Tuttavia, attraverso le figure di Śiva, Viṣṇu e della Śakti i grandi culti induisti si sovrapposero al culto dei n.; questi, insieme alle nāginī, vennero ad assolvere una semplice funzione di assistenti raffigurati nelle nicchie laterali o di degni rappresentanti del mondo ctonio rappresentati come guardiani sui portali del tempio, come a indicare la regione che precede il mondo degli dei. Fanno eccezione le raffigurazioni del Serpente Cosmico Ananta o Śeṣa, il quale, con le sue spire attorcigliate, funge da giaciglio per Viṣṇu disteso nell'oceano primordiale.
Questa immagine è comparabile con la raffigurazione del Buddha che siede su Muciliṇḍa, il re dei serpenti, attorcigliato, che protegge dalle intemperie il Beato in meditazione formando un copricapo di teste di serpente aperto come un ombrello. Questo modello iconografico corrisponde nel jainismo alla figura di Pārśvanātha, il ventitreesimo Tīrthaṃkara (v. jaina, iconografia), che dall'epoca kuṣāṇa (II sec. d.C.) viene rappresentato con un ampio «cappuccio» di serpenti.

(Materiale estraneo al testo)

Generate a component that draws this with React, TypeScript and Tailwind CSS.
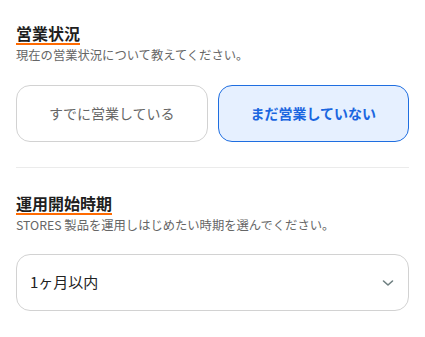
import React from "react";

export default function App() {
  const font = { fontFamily: '"Noto Sans CJK JP", "Noto Sans", sans-serif' };
  return (
    <div className="w-[425px] h-[337px] bg-white px-4 pt-[23px]" style={font}>
      <section>
        <h2 className="w-fit text-[16px] leading-[20px] font-bold text-[#1f1f1f] border-b-2 border-[#ff6a00]">
          営業状況
        </h2>
        <p className="text-[12.3px] leading-[20px] text-[#666]">
          現在の営業状況について教えてください。
        </p>
        <div className="mt-5 grid grid-cols-2 gap-[10px]">
          <button className="h-[57px] rounded-[14px] border border-[#d2d2d2] bg-white text-[14px] text-[#666]">
            すでに営業している
          </button>
          <button className="h-[57px] rounded-[14px] border border-[#1f6ee0] bg-[#e6f0ff] text-[14px] font-bold text-[#1a66e0]">
            まだ営業していない
          </button>
        </div>
      </section>
      <div className="mt-[25px] h-px bg-[#ebebeb]" />
      <section className="mt-[25px]">
        <h2 className="w-fit text-[16px] leading-[20px] font-bold text-[#1f1f1f] border-b-2 border-[#ff6a00]">
          運用開始時期
        </h2>
        <p className="text-[12.3px] leading-[20px] text-[#666]">
          STORES 製品を運用しはじめたい時期を選んでください。
        </p>
        <div className="mt-[19px] h-[57px] rounded-[14px] border border-[#d2d2d2] bg-white flex items-center justify-between pl-[13px] pr-[14px]">
          <span className="text-[15px] text-[#222]">1ヶ月以内</span>
          <svg width="12" height="8" viewBox="0 0 12 8" fill="none">
            <path d="M1.5 2 L6 6 L10.5 2" stroke="#6e7f80" strokeWidth="1.6" strokeLinecap="round" strokeLinejoin="round" />
          </svg>
        </div>
      </section>
    </div>
  );
}
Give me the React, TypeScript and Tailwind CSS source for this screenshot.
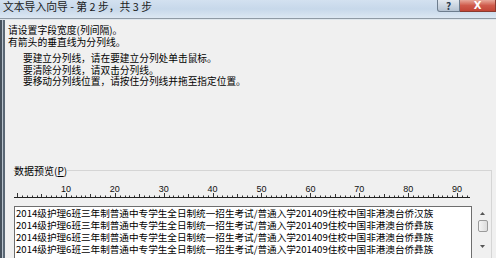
import React from "react";

const cjk = { fontFamily: '"Noto Sans CJK SC", "Noto Sans", sans-serif' };

const rows = [
  "2014级护理6班三年制普通中专学生全日制统一招生考试/普通入学201409住校中国非港澳台侨汉族",
  "2014级护理6班三年制普通中专学生全日制统一招生考试/普通入学201409住校中国非港澳台侨彝族",
  "2014级护理6班三年制普通中专学生全日制统一招生考试/普通入学201409住校中国非港澳台侨彝族",
  "2014级护理6班三年制普通中专学生全日制统一招生考试/普通入学201409住校中国非港澳台侨彝族",
];

const COL = 4.89;
const X0 = 5; // column 0 inside the ruler svg

function Ruler() {
  const ticks = Array.from({ length: 93 }, (_, i) => i);
  return (
    <svg width="462" height="17" className="block">
      <line x1="2" y1="14.5" x2="458" y2="14.5" stroke="#222" strokeWidth="1" />
      {ticks.map((c) => {
        const x = Math.round(X0 + c * COL) + 0.5;
        const h = c % 10 === 0 ? 4 : c % 5 === 0 ? 3 : 1.5;
        return <line key={c} x1={x} y1={14} x2={x} y2={14 - h} stroke="#333" strokeWidth="1" />;
      })}
      {[10, 20, 30, 40, 50, 60, 70, 80, 90].map((n) => (
        <text
          key={n}
          x={X0 + n * COL}
          y="9"
          textAnchor="middle"
          fontSize="9"
          fill="#111"
          fontFamily='"Liberation Sans", sans-serif'
        >
          {n}
        </text>
      ))}
    </svg>
  );
}

function TitleBar() {
  return (
    <div className="flex h-[18px] shrink-0 justify-between bg-gradient-to-b from-[#d3e1f0] via-[#c7d8ea] to-[#dce7f2]">
      <span className="pl-[3px] text-[10.8px] leading-[13px] text-[#1b1b1b]">文本导入向导 - 第 2 步，共 3 步</span>
      <div className="flex h-[12px]">
        <div className="flex w-[23px] items-center justify-center rounded-bl-[3px] border border-t-0 border-[#6d7d8e] bg-gradient-to-b from-[#e3e9f0] to-[#b5c3d2] text-[10px] font-bold leading-none text-[#2a3a4c]">
          ?
        </div>
        <div className="flex w-[36px] items-center justify-center border-b border-r border-[#8a3a30] bg-gradient-to-b from-[#e6a89b] via-[#cf5a4b] to-[#c24536] text-[10px] font-bold leading-none text-white" style={{ fontFamily: '"DejaVu Sans", sans-serif' }}>
          X
        </div>
      </div>
    </div>
  );
}

function ScrollBar() {
  return (
    <div className="ml-[3px] flex w-[15px] flex-col items-center">
      <svg width="7" height="5" className="mt-[5px]">
        <path d="M3.5 1 L6 4 L1 4 Z" fill="#555" />
      </svg>
      <div className="mt-[4px] h-[12px] w-[10px] rounded-[2px] border border-[#9a9a9a] bg-gradient-to-r from-[#f4f4f4] to-[#dcdcdc]" />
      <svg width="7" height="5" className="mt-[12px]">
        <path d="M1 1 L6 1 L3.5 4 Z" fill="#555" />
      </svg>
    </div>
  );
}

export default function App() {
  return (
    <div className="flex h-[258px] w-[496px] flex-col overflow-hidden bg-[#f0f0f0] text-black" style={cjk}>
      <TitleBar />
      <div className="h-[2px] shrink-0 border-t border-[#8f9aa5] bg-[#dfe6ec]" />
      <div className="flex min-h-0 flex-1">
        <div className="flex w-[5px] shrink-0">
          <div className="w-[2px] bg-[#46515c]" />
          <div className="w-[1px] bg-[#b8c2cc]" />
          <div className="w-[2px] bg-[#5a6774]" />
        </div>
        <div className="flex min-w-0 flex-1 flex-col">
          <div className="ml-[3px] mt-[5px] text-[9.8px] leading-[11.5px]">
            <p>请设置字段宽度(列间隔)。</p>
            <p>有箭头的垂直线为分列线。</p>
          </div>
          <div className="ml-[18px] mt-[5px] text-[9.7px] leading-[11.5px]">
            <p>要建立分列线，请在要建立分列处单击鼠标。</p>
            <p>要清除分列线，请双击分列线。</p>
            <p>要移动分列线位置，请按住分列线并拖至指定位置。</p>
          </div>
          <fieldset className="ml-[8px] mr-[4px] mt-[77px] min-w-0 flex-1 border-r border-t border-[#d5d5d5] pl-[1px]">
            <legend className="text-[10px] leading-[11px]">
              数据预览(<span className="underline">P</span>)
            </legend>
            <div className="ml-[-2px] mt-[7px]">
              <Ruler />
            </div>
            <div className="mt-[6px] flex">
              <div className="h-[60px] w-[458px] overflow-hidden border border-[#6e6e6e] bg-white pl-[1px] text-[9.6px] leading-[12px] whitespace-nowrap">
                {rows.map((r, i) => (
                  <div key={i}>{r}</div>
                ))}
              </div>
              <ScrollBar />
            </div>
          </fieldset>
        </div>
      </div>
    </div>
  );
}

In numerosi miti i n. sono esseri titanico-demoniaci, combattuti dagli dei. Dall'età pre-induista discende una mentalità basata sull'osservazione della natura, dove i rapaci sono i nemici per antonomasia dei serpenti; perciò l'aquila mitica Garuda, simbolo e veicolo di Viṣṇu, è rappresentata sterminatrice dei nāga. Ma la grazia divina salva comunque la specie dei n. dall'annientamento definitivo: essi diventeranno - come confermano le loro raffigurazioni come esseri subalterni - fedeli servitori dell'induismo.
Bibl.: H. Härtel, Aspects of Early Naga Cult in India, in The Royal Society of Arts Journal, CXXIV, Ottobre 1976, pp. 663-685; Ν. P. Joshi, The Iconography of Balarafna, Nuova Delhi 1979; G. Kreisel, Sundari der Schöne, Terrakotta-Kunst aus Indien, Stoccarda 1989.